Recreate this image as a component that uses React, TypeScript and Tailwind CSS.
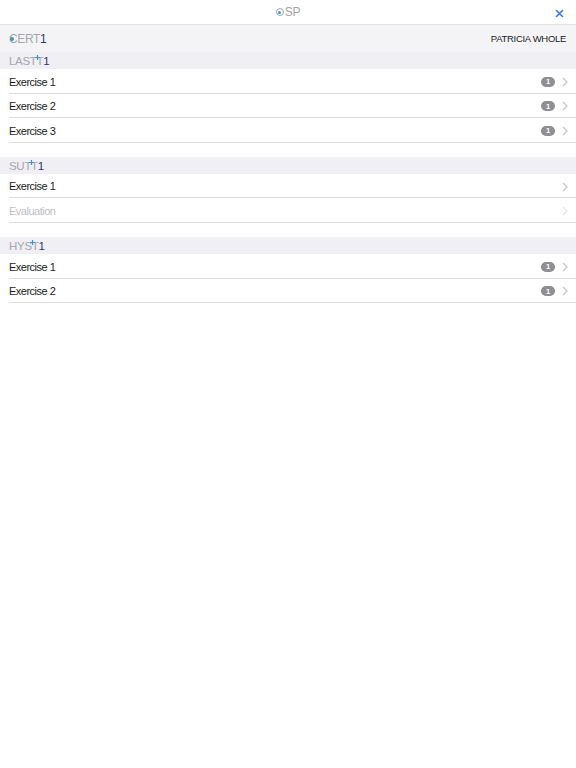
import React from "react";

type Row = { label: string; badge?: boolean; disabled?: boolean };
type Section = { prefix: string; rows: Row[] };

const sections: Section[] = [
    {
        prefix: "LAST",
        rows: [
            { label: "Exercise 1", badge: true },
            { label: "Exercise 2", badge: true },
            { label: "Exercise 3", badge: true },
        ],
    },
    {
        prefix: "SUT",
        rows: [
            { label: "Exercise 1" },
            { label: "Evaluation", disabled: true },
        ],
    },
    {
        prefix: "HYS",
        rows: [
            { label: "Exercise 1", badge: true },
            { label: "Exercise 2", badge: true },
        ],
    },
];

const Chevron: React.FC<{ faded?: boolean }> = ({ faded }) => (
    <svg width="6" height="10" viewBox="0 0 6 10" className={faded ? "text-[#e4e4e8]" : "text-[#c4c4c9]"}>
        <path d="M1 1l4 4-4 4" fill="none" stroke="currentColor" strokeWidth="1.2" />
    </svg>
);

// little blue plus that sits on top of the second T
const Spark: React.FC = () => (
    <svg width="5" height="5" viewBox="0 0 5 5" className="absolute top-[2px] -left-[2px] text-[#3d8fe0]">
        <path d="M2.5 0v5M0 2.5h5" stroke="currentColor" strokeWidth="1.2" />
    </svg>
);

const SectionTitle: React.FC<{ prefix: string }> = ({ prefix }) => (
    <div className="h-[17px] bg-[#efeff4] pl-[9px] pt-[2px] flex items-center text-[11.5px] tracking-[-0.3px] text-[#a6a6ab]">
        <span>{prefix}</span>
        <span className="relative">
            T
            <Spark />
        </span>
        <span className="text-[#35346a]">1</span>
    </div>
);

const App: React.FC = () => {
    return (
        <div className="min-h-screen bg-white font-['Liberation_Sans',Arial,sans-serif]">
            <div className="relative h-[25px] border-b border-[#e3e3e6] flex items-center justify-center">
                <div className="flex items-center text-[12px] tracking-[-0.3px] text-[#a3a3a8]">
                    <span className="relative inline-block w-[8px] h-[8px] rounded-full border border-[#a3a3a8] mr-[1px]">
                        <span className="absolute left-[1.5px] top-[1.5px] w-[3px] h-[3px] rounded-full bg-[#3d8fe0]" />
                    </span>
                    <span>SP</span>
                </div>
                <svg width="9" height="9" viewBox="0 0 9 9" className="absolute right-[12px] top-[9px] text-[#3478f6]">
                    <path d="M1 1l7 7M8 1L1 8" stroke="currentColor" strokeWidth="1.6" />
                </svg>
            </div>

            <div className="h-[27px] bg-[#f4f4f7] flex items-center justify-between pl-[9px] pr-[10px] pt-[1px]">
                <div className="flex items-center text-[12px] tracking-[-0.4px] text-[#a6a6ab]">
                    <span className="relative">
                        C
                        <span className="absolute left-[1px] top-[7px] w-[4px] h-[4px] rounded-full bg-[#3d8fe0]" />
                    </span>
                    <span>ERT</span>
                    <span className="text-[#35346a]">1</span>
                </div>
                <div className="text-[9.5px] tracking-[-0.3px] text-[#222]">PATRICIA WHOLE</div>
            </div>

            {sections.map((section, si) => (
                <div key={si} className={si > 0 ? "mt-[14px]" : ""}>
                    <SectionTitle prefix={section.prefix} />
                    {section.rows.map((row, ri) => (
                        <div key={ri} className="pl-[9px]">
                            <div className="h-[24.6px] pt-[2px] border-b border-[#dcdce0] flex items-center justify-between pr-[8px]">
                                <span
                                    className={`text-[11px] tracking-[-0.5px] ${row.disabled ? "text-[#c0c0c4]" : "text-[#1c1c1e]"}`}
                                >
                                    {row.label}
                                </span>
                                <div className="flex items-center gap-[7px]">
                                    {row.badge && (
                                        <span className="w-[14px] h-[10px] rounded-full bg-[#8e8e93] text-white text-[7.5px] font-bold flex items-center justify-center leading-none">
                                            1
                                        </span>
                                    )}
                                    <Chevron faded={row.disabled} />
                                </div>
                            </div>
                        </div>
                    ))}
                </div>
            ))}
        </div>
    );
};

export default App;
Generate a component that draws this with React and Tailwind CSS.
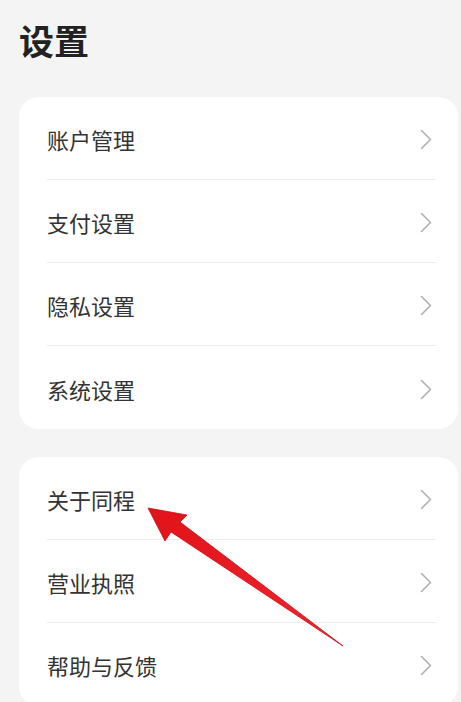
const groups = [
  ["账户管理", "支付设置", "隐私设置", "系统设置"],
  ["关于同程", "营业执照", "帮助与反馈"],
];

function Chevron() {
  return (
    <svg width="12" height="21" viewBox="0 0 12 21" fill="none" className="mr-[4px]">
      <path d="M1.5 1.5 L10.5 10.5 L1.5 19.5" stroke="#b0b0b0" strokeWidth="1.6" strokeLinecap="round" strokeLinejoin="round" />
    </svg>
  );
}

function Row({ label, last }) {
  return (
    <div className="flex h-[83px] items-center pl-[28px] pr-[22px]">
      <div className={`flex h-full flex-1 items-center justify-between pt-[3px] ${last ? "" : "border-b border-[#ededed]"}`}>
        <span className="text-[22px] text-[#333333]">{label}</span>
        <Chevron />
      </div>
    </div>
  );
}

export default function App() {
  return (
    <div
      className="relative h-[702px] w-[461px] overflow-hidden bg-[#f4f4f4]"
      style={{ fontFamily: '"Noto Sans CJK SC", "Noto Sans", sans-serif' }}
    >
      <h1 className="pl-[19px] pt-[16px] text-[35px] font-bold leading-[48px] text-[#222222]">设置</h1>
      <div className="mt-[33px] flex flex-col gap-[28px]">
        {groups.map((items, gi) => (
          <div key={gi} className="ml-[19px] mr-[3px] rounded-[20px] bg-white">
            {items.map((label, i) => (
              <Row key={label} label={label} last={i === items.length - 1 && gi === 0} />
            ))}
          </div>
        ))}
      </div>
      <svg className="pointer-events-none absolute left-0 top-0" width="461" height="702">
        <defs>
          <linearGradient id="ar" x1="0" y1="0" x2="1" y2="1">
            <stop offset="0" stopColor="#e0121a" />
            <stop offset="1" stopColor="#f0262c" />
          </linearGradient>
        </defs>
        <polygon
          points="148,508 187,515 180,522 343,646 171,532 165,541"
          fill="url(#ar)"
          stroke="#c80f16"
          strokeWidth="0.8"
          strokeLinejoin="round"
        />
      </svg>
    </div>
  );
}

Exercise task: Above are the records; repeat their lines from the first through the line containing "string; rows: Row[]", and leave out each picture.

Written solution:
Recreate this image as a component that uses React, TypeScript and Tailwind CSS.
import React from "react";

type Row = { label: string; badge?: boolean; disabled?: boolean };
type Section = { prefix: string; rows: Row[] };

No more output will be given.